Qu’est-ce qu’une arme à sous-munitions (ASM) ?

Les ASM sont un moyen de combat au sens technique. Elles se caractérisent comme suit. Un conteneur (le corps d’une bombe, d’un obus ou d’une roquette) projette (« bombe de dispersion ») sur une certaine surface (une « zone » plus qu’une « cible ») des petites bombes (« bombelettes ») qui peuvent avoir des effets incendiaires, antipersonnel, antimatériel ou combinés. Ces munitions sont de deux types : sol-sol, lorsqu’elles sont lancées par des systèmes d’armes terrestres ; air-sol, lorsqu’elles sont larguées par un aéronef. Certaines n’explosent pas à l’impact et deviennent des restes explosifs de guerre (REG) ou, le cas échéant, des mines antipersonnels (MAP). Celles qui explosent dispersent des éclats qui ne différencient pas combattants et non combattants, objectifs militaires et non militaires, et qui causent soit une mort certaine soit des blessures très difficiles à soigner.

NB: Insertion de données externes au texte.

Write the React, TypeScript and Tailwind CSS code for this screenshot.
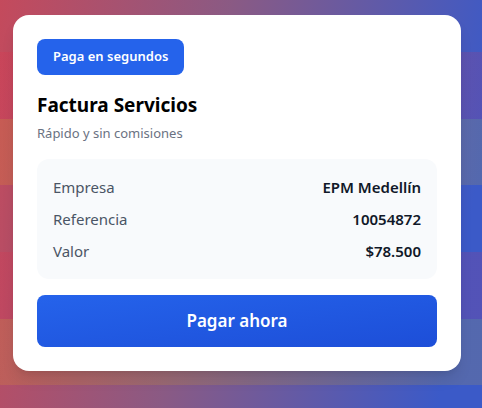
import React from 'react';

const rows = [
  { label: 'Empresa', value: 'EPM Medellín' },
  { label: 'Referencia', value: '10054872' },
  { label: 'Valor', value: '$78.500' },
];

const App = () => {
  return (
    <div className="min-h-[408px] w-full bg-[repeating-linear-gradient(to_bottom,transparent_0px,transparent_52px,rgba(255,30,60,0.12)_52px,rgba(255,30,60,0.12)_118.7px,rgba(255,200,0,0.13)_118.7px,rgba(255,200,0,0.13)_185.4px,transparent_185.4px,transparent_200px),linear-gradient(100deg,#c44a5c_0%,#8a5a84_42%,#3b5ac8_92%)] pl-[13px] pt-[15px] font-['Noto_Sans',sans-serif]">
      <div className="w-[448px] rounded-2xl bg-white p-6 shadow-lg">
        <span className="inline-flex h-9 items-center rounded-lg bg-[#2563eb] px-4 text-[13px] font-semibold text-white">
          Paga en segundos
        </span>
        <h1 className="mt-4 text-[19px] font-bold leading-7 text-black">Factura Servicios</h1>
        <p className="mt-1 text-[13px] leading-5 text-gray-500">Rápido y sin comisiones</p>

        <div className="mt-4 flex flex-col gap-2 rounded-xl bg-slate-50 px-4 py-4">
          {rows.map((r) => (
            <div key={r.label} className="flex h-6 items-center justify-between text-[15px]">
              <span className="text-gray-600">{r.label}</span>
              <span className="font-semibold text-gray-900">{r.value}</span>
            </div>
          ))}
        </div>

        <button className="mt-4 flex h-[52px] w-full items-center justify-center rounded-lg bg-gradient-to-br from-[#2563eb] to-[#1d4ed8] text-[17px] font-semibold text-white">
          Pagar ahora
        </button>
      </div>
    </div>
  );
};

export default App;
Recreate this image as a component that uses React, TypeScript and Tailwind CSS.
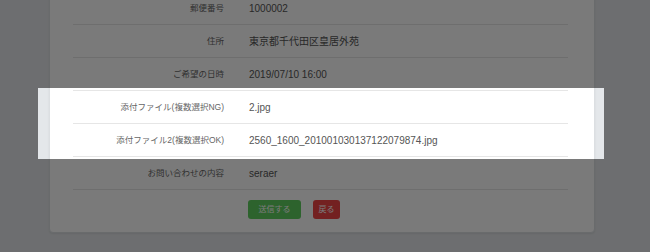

Il résulte des caractéristiques des ASM, et de la similitude de certains de leurs effets avec ceux des MAP (régies par la Convention d’Ottawa de 1997) ou des REG (régis par le Protocole V de 2003 annexé à la Convention de Genève de 1980), qu’elles sont incompatibles avec certains principes généraux du droit des conflits armés (DCA). Elles devraient donc être prohibées au titre d’armes cruelles, aveugles, perpétuelles, « polluantes » ou incontrôlables. C’est pourquoi le Comité international de la Croix-Rouge (CICR) et de nombreuses Organisations non-gouvernementales (ONG) avaient lancé une campagne auprès de l’opinion publique, des Nations Unies ou des Gouvernements, pour obtenir l’interdiction d’emploi des ASM et même leur élimination par un traité général universel. Le processus aboutit à la Convention d’Oslo du 30 mai 2008, qui est un texte de droit des conflits armés mais aussi de droit de la maîtrise des armements (DMA), puisqu’il entend interdire, non pas seulement l’emploi des ASM, mais leur mise au point, possession, fabrication, transfert, stocks.

Une convention internationale spécifique régit-elle les armes à sous-munitions ?

Les ASM sont régies par la Convention d’Oslo. De nombreuses armes litigieuses au regard du DCA ne font pas l’objet de traités spécifiques, ne relevant alors que des principes généraux du DCA. Ceux-ci encadrent l’emploi des armes. D’autres armes litigieuses font l’objet de traités spécifiques. Ces traités peuvent en rester à l’interdiction ou à la réglementation spéciale de l’emploi de l’arme (en DCA) ; ils peuvent aussi aller jusqu’à prescrire l’abolition de l’arme (en DMA). Les principes généraux du droit des conflits armés ne sauraient abolir une arme : il faut pour cela un traité spécifique. Qui dit traité dit procédure conventionnelle : que les Etats négocient, signent et ratifient le traité, celui-ci entrant en vigueur au terme d’un certain nombre de ratifications ; en cas de circonstances exceptionnelles, le traité peut être dénoncé ou les Etats parties peuvent s’en retirer, selon une certaine procédure et après un certain délai ; bien sûr, le traité ne lie que les Etats l’ayant signé et ratifié ou y ayant adhéré.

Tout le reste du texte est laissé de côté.